The path to continuous quality improvement
Continuous improvement requires a long-term commitment to measuring, analyzing, and acting on quality data. By embracing a culture of continuous improvement, enterprises can ensure that their translation quality is always evolving to meet the changing needs of their business and their customers.
Stakeholder reporting
The final piece of the quality measurement puzzle is stakeholder reporting. The data and insights generated by the framework are only valuable if they are communicated effectively to the right people in the right way.
Communicating translation quality and ROI to the business
For business stakeholders, the most important aspect of quality is its impact on the bottom line. Reporting should therefore focus on the ROI of the quality program, connecting quality metrics to key business KPIs such as:
- Customer satisfaction: Higher quality translations can lead to a better customer experience and higher satisfaction scores.
- Conversion rates: In e-commerce, a high-quality translation can have a direct impact on conversion rates.
- Brand perception: Consistent, high-quality translations can enhance brand perception in global markets.
Creating customized dashboards for different stakeholders
Different stakeholders have different needs and interests. A localization manager may want to see detailed, segment-level data, while a CMO may only be interested in high-level trends. A centralized platform like TranslationOS allows for the creation of customized dashboards that provide each stakeholder with the specific information they need in a clear and accessible format.

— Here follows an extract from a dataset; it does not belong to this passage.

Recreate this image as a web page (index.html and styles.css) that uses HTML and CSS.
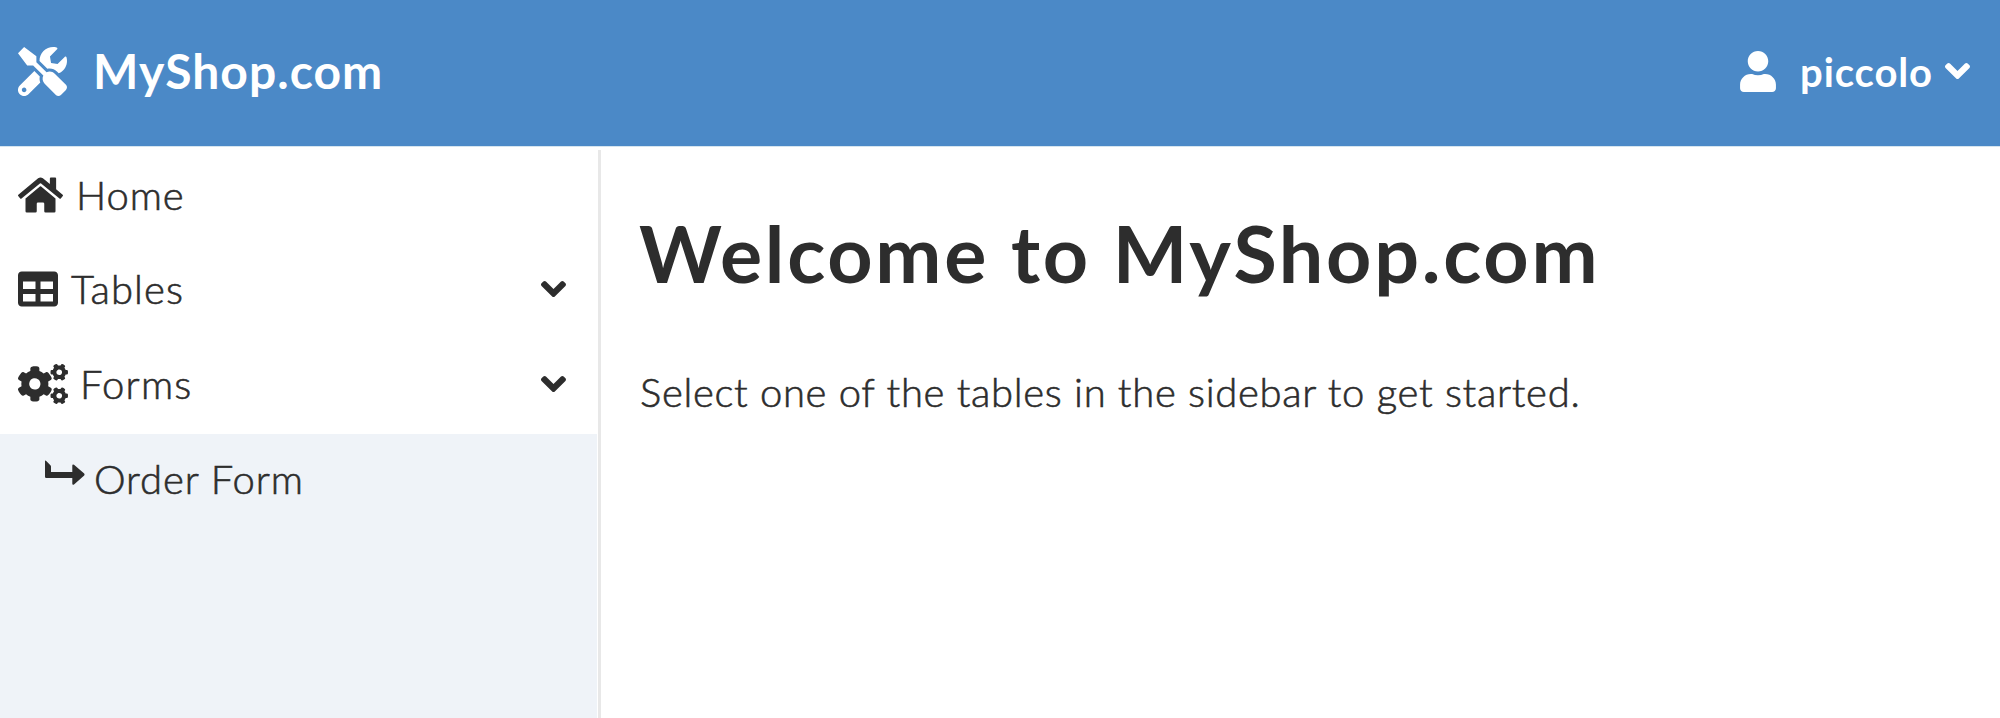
FILE: index.html
```html
<!DOCTYPE html>
<html lang="en">
<head>
<meta charset="utf-8">
<title>MyShop.com</title>
<link rel="stylesheet" href="styles.css">
</head>
<body>
<header class="topbar">
  <a class="brand">
    <svg class="brand-icon" viewBox="0 0 512 512"><path d="M501.1 395.7L384 278.6c-23.1-23.1-57.6-27.6-85.4-13.9L192 158.1V96L64 0 0 64l96 128h62.1l106.6 106.6c-13.6 27.8-9.2 62.3 13.9 85.4l117.1 117.1c14.6 14.6 38.2 14.6 52.7 0l52.7-52.7c14.5-14.6 14.5-38.2 0-52.7zM331.7 225c28.3 0 54.9 11 74.9 31l19.4 19.4c15.8-6.9 30.8-16.5 43.8-29.5 37.1-37.1 49.7-89.3 37.9-136.7-2.2-9-13.5-12.1-20.1-5.5l-74.4 74.4-67.9-11.3L334 98.9l74.4-74.4c6.6-6.6 3.4-17.9-5.7-20.2-47.4-11.7-99.6.9-136.6 37.9-28.5 28.5-41.9 66.1-41.2 103.6l82.1 82.1c8.1-1.9 16.5-2.9 24.7-2.9zm-103.9 82l-56.7-56.7L18.7 402.8c-25 25-25 65.5 0 90.5s65.5 25 90.5 0l123.6-123.6c-7.6-19.9-9.9-41.6-5-62.7zM64 472c-13.2 0-24-10.8-24-24 0-13.3 10.7-24 24-24s24 10.7 24 24c0 13.2-10.7 24-24 24z"/></svg>
    <span class="brand-name">MyShop.com</span>
  </a>
  <div class="account">
    <svg class="account-icon" viewBox="0 0 448 512"><path d="M224 256c70.7 0 128-57.3 128-128S294.7 0 224 0 96 57.3 96 128s57.3 128 128 128zm89.6 32h-16.7c-22.2 10.2-46.9 16-72.9 16s-50.6-5.8-72.9-16h-16.7C60.2 288 0 348.2 0 422.4V464c0 26.5 21.5 48 48 48h352c26.5 0 48-21.5 48-48v-41.6c0-74.2-60.2-134.4-134.4-134.4z"/></svg>
    <span class="account-name">piccolo</span>
    <svg class="angle" viewBox="0 0 320 512"><path d="M143 352.3L7 216.3c-9.4-9.4-9.4-24.6 0-33.9l22.6-22.6c9.4-9.4 24.6-9.4 33.9 0l96.4 96.4 96.4-96.4c9.4-9.4 24.6-9.4 33.9 0l22.6 22.6c9.4 9.4 9.4 24.6 0 33.9l-136 136c-9.2 9.4-24.4 9.4-33.8 0z"/></svg>
  </div>
</header>
<div class="layout">
  <nav class="sidebar">
    <a class="item">
      <svg class="icon-home" viewBox="0 0 576 512"><path d="M280.37 148.26L96 300.11V464a16 16 0 0 0 16 16l112.06-.29a16 16 0 0 0 15.92-16V368a16 16 0 0 1 16-16h64a16 16 0 0 1 16 16v95.64a16 16 0 0 0 16 16.05L464 480a16 16 0 0 0 16-16V300L295.67 148.26a12.19 12.19 0 0 0-15.3 0zM571.6 251.47L488 182.56V44.05a12 12 0 0 0-12-12h-56a12 12 0 0 0-12 12v72.61L318.47 43a48 48 0 0 0-61 0L4.34 251.47a12 12 0 0 0-1.6 16.9l25.5 31A12 12 0 0 0 45.15 301l235.22-193.74a12.19 12.19 0 0 1 15.3 0L530.9 301a12 12 0 0 0 16.9-1.6l25.5-31a12 12 0 0 0-1.7-16.93z"/></svg>
      <span class="label label-home">Home</span>
    </a>
    <a class="item">
      <svg class="icon-table" viewBox="0 0 512 512"><path d="M464 32H48C21.49 32 0 53.49 0 80v352c0 26.51 21.49 48 48 48h416c26.51 0 48-21.49 48-48V80c0-26.51-21.49-48-48-48zM224 416H64v-96h160v96zm0-160H64v-96h160v96zm224 160H288v-96h160v96zm0-160H288v-96h160v96z"/></svg>
      <span class="label label-tables">Tables</span>
      <svg class="angle" viewBox="0 0 320 512"><path d="M143 352.3L7 216.3c-9.4-9.4-9.4-24.6 0-33.9l22.6-22.6c9.4-9.4 24.6-9.4 33.9 0l96.4 96.4 96.4-96.4c9.4-9.4 24.6-9.4 33.9 0l22.6 22.6c9.4 9.4 9.4 24.6 0 33.9l-136 136c-9.2 9.4-24.4 9.4-33.8 0z"/></svg>
    </a>
    <a class="item">
      <svg class="icon-cogs" viewBox="0 0 640 512"><path d="M512.1 191l-8.2 14.3c-3 5.3-9.4 7.5-15.1 5.4-11.8-4.4-22.6-10.7-32.1-18.6-4.6-3.8-5.8-10.5-2.8-15.7l8.2-14.3c-6.9-8-12.3-17.3-15.9-27.4h-16.5c-6 0-11.2-4.3-12.2-10.3-2-12-2.1-24.6 0-37.1 1-6 6.2-10.4 12.2-10.4h16.5c3.6-10.1 9-19.4 15.9-27.4l-8.2-14.3c-3-5.2-1.9-11.9 2.8-15.7 9.5-7.9 20.4-14.2 32.1-18.6 5.7-2.1 12.1.1 15.1 5.4l8.2 14.3c10.5-1.9 21.2-1.9 31.7 0L552 6.3c3-5.3 9.4-7.5 15.1-5.4 11.8 4.4 22.6 10.7 32.1 18.6 4.6 3.8 5.8 10.5 2.8 15.7l-8.2 14.3c6.9 8 12.3 17.3 15.9 27.4h16.5c6 0 11.2 4.3 12.2 10.3 2 12 2.1 24.6 0 37.1-1 6-6.2 10.4-12.2 10.4h-16.5c-3.6 10.1-9 19.4-15.9 27.4l8.2 14.3c3 5.2 1.9 11.9-2.8 15.7-9.5 7.9-20.4 14.2-32.1 18.6-5.7 2.1-12.1-.1-15.1-5.4l-8.2-14.3c-10.4 1.9-21.2 1.9-31.7 0zm-10.5-58.8c38.5 29.6 82.4-14.3 52.8-52.8-38.5-29.7-82.4 14.3-52.8 52.8zM386.3 286.1l33.7 16.8c10.1 5.8 14.5 18.1 10.5 29.1-8.9 24.2-26.4 46.4-42.6 65.8-7.4 8.9-20.2 11.1-30.3 5.3l-29.1-16.8c-16 13.7-34.6 24.6-54.9 31.7v33.6c0 11.6-8.3 21.6-19.7 23.6-24.6 4.2-50.4 4.4-75.9 0-11.5-2-20-11.9-20-23.6V418c-20.3-7.2-38.9-18-54.9-31.7L74 403c-10 5.8-22.9 3.6-30.3-5.3-16.2-19.4-33.3-41.6-42.2-65.7-4-10.9.4-23.2 10.5-29.1l33.3-16.8c-3.9-20.9-3.9-42.4 0-63.4L12 205.8c-10.1-5.8-14.6-18.1-10.5-29 8.9-24.2 26-46.4 42.2-65.8 7.4-8.9 20.2-11.1 30.3-5.3l29.1 16.8c16-13.7 34.6-24.6 54.9-31.7V57.1c0-11.5 8.2-21.5 19.6-23.5 24.6-4.2 50.5-4.4 76-.1 11.5 2 20 11.9 20 23.6v33.6c20.3 7.2 38.9 18 54.9 31.7l29.1-16.8c10-5.8 22.9-3.6 30.3 5.3 16.2 19.4 33.2 41.6 42.1 65.8 4 10.9.1 23.2-10 29.1l-33.7 16.8c3.9 21 3.9 42.5 0 63.5zm-117.6 21.1c59.2-77-28.7-164.9-105.7-105.7-59.2 77 28.7 164.9 105.7 105.7z"/><path d="M512.1 503.4l-8.2 14.3c-3 5.3-9.4 7.5-15.1 5.4-11.8-4.4-22.6-10.7-32.1-18.6-4.6-3.8-5.8-10.5-2.8-15.7l8.2-14.3c-6.9-8-12.3-17.3-15.9-27.4h-16.5c-6 0-11.2-4.3-12.2-10.3-2-12-2.1-24.6 0-37.1 1-6 6.2-10.4 12.2-10.4h16.5c3.6-10.1 9-19.4 15.9-27.4l-8.2-14.3c-3-5.2-1.9-11.9 2.8-15.7 9.5-7.9 20.4-14.2 32.1-18.6 5.7-2.1 12.1.1 15.1 5.4l8.2 14.3c10.5-1.9 21.2-1.9 31.7 0l8.2-14.3c3-5.3 9.4-7.5 15.1-5.4 11.8 4.4 22.6 10.7 32.1 18.6 4.6 3.8 5.8 10.5 2.8 15.7l-8.2 14.3c6.9 8 12.3 17.3 15.9 27.4h16.5c6 0 11.2 4.3 12.2 10.3 2 12 2.1 24.6 0 37.1-1 6-6.2 10.4-12.2 10.4h-16.5c-3.6 10.1-9 19.4-15.9 27.4l8.2 14.3c3 5.2 1.9 11.9-2.8 15.7-9.5 7.9-20.4 14.2-32.1 18.6-5.7 2.1-12.1-.1-15.1-5.4l-8.2-14.3c-10.4 1.9-21.2 1.9-31.7 0zm-10.5-58.8c38.5 29.6 82.4-14.3 52.8-52.8-38.5-29.7-82.4 14.3-52.8 52.8z" transform="translate(0 -12)"/></svg>
      <span class="label label-forms">Forms</span>
      <svg class="angle" viewBox="0 0 320 512"><path d="M143 352.3L7 216.3c-9.4-9.4-9.4-24.6 0-33.9l22.6-22.6c9.4-9.4 24.6-9.4 33.9 0l96.4 96.4 96.4-96.4c9.4-9.4 24.6-9.4 33.9 0l22.6 22.6c9.4 9.4 9.4 24.6 0 33.9l-136 136c-9.2 9.4-24.4 9.4-33.8 0z"/></svg>
    </a>
    <div class="submenu">
      <a class="item subitem">
        <svg class="icon-sub" viewBox="0 0 40 26"><path d="M0 1.2Q0 0 1 .7L5.2 4.9Q6 5.6 6 6.600V12H27.300V5.800Q27.300 3.800 29 4.800L39.200 13.600Q40 14.500 39.200 15.400L29 24.400Q27.300 25.400 27.300 23.400V18H1.200Q0 18 0 16.800Z"/></svg>
        <span class="label label-order">Order Form</span>
      </a>
    </div>
  </nav>
  <main class="content">
    <h1 class="title">Welcome to MyShop.com</h1>
    <p class="intro">Select one of the tables in the sidebar to get started.</p>
  </main>
</div>
</body>
</html>
```
FILE: styles.css
```css
* { box-sizing: border-box; }

body {
  margin: 0;
  height: 718px;
  display: flex;
  flex-direction: column;
  overflow: hidden;
  background: #fff;
  color: #2d2d2d;
  font-family: Lato, "Open Sans", sans-serif;
  font-size: 40px;
  line-height: 48px;
}

svg { display: block; flex: none; fill: currentColor; overflow: visible; }

.topbar {
  flex: none;
  height: 147px;
  padding: 0 30px 4px 18px;
  display: flex;
  align-items: center;
  justify-content: space-between;
  background: #4b89c7;
  border-bottom: 1px solid #d5e5f0;
  color: #fff;
  font-weight: 700;
}

.brand { display: flex; align-items: center; gap: 26px; }
.brand-icon { width: 49px; height: 49px; }
.brand-name { font-size: 48px; line-height: 58px; letter-spacing: 1.05px; }

.account { display: flex; align-items: center; }
.account-icon { width: 36px; height: 41px; margin-right: 24px; }
.account-name { letter-spacing: 0.9px; margin: 2px 12px 0 0; }

.angle { width: 25px; height: 40px; }

.layout { flex: 1; display: flex; padding-top: 3px; }

.sidebar {
  width: 601px;
  flex: none;
  display: flex;
  flex-direction: column;
  padding-right: 1px;
  border-right: 3px solid #e8e8e8;
}

.item {
  display: flex;
  align-items: center;
  height: 94.67px;
  padding: 0 31px 5.6px 18px;
}
.item .angle { margin-left: auto; }

.icon-home { width: 45px; height: 40px; margin-right: 13px; }
.icon-table { width: 40px; height: 40px; margin-right: 13px; }
.icon-cogs { width: 50px; height: 40px; margin-right: 12px; }
.icon-sub { width: 40px; height: 26px; margin: -11px 9px 0 0; }

.label { font-weight: 300; -webkit-text-stroke: 0.6px currentColor; }
.label-home { letter-spacing: 0.9px; }
.label-tables { letter-spacing: 1.1px; }
.label-forms { letter-spacing: 1.2px; }
.label-order { letter-spacing: 0.9px; }

.submenu { flex: 1; background: #eff3f8; }
.subitem { padding-left: 45px; }

.content { flex: 1; padding: 55px 0 0 38px; }

.title {
  margin: 0 0 66.5px;
  font-size: 79px;
  line-height: 96px;
  font-weight: 700;
  letter-spacing: 2.7px;
}

.intro {
  margin: 0 0 0 1px;
  font-weight: 300;
  letter-spacing: 0.68px;
  -webkit-text-stroke: 0.6px currentColor;
}
```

Proving the value of a mature quality program
A mature quality program is a strategic asset for any global enterprise. By providing a clear and objective measure of translation quality, it can help to:
- Justify investment: Demonstrate the ROI of localization and justify future investment.
- Drive continuous improvement: Provide the data needed to identify and address quality issues.
- Align stakeholders: Create a common understanding of quality across the organization.